MATERIAL.
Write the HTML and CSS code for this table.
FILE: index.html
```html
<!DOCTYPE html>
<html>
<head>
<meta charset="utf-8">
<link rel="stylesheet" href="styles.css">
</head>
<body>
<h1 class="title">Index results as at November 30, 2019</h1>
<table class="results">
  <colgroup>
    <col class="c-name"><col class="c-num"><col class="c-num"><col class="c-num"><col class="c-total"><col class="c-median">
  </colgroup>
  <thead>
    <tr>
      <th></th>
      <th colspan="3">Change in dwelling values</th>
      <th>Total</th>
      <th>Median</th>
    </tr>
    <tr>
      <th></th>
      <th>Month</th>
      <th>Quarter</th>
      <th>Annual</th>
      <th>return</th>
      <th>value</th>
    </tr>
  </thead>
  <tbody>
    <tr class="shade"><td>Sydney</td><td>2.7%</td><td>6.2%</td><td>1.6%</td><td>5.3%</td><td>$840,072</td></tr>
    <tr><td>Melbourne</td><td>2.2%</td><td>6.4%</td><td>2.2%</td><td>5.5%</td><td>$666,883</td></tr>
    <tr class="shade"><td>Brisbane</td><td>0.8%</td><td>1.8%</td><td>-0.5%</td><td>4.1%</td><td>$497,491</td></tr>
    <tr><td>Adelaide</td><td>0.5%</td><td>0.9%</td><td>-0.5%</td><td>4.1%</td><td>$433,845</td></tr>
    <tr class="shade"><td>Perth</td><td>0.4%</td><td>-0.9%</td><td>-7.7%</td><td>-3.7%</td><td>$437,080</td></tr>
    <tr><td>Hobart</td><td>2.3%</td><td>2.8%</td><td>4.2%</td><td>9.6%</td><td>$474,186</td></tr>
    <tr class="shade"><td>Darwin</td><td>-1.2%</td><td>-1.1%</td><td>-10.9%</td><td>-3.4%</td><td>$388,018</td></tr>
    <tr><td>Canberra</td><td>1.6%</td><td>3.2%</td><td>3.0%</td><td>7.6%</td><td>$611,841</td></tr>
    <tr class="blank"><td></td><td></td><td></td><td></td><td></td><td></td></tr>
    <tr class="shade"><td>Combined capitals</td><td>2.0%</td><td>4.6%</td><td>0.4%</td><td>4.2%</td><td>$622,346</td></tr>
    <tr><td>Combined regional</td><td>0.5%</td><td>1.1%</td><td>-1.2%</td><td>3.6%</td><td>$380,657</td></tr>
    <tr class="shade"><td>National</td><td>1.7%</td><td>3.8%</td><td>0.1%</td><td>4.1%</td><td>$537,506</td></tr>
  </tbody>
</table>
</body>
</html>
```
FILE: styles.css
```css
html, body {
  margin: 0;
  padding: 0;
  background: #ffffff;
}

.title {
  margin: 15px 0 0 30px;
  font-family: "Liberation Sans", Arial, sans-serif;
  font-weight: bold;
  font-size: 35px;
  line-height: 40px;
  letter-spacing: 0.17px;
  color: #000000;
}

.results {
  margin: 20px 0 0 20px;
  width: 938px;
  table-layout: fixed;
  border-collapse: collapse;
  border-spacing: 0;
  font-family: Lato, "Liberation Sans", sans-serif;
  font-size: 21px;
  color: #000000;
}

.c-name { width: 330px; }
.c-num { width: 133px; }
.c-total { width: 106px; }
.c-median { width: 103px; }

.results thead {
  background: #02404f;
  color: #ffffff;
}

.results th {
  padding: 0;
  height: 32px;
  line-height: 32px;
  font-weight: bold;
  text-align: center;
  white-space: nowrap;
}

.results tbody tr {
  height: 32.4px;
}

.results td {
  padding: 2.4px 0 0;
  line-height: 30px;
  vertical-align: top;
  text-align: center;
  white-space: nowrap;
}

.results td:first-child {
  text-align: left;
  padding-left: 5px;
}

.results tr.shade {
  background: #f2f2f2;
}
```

GIVEN INSTRUCTION.
Copy whichever lines in the listing above contain the word "table".

RESULT OF THE EXERCISE.
Write the HTML and CSS code for this table.
<table class="results">
</table>
  table-layout: fixed;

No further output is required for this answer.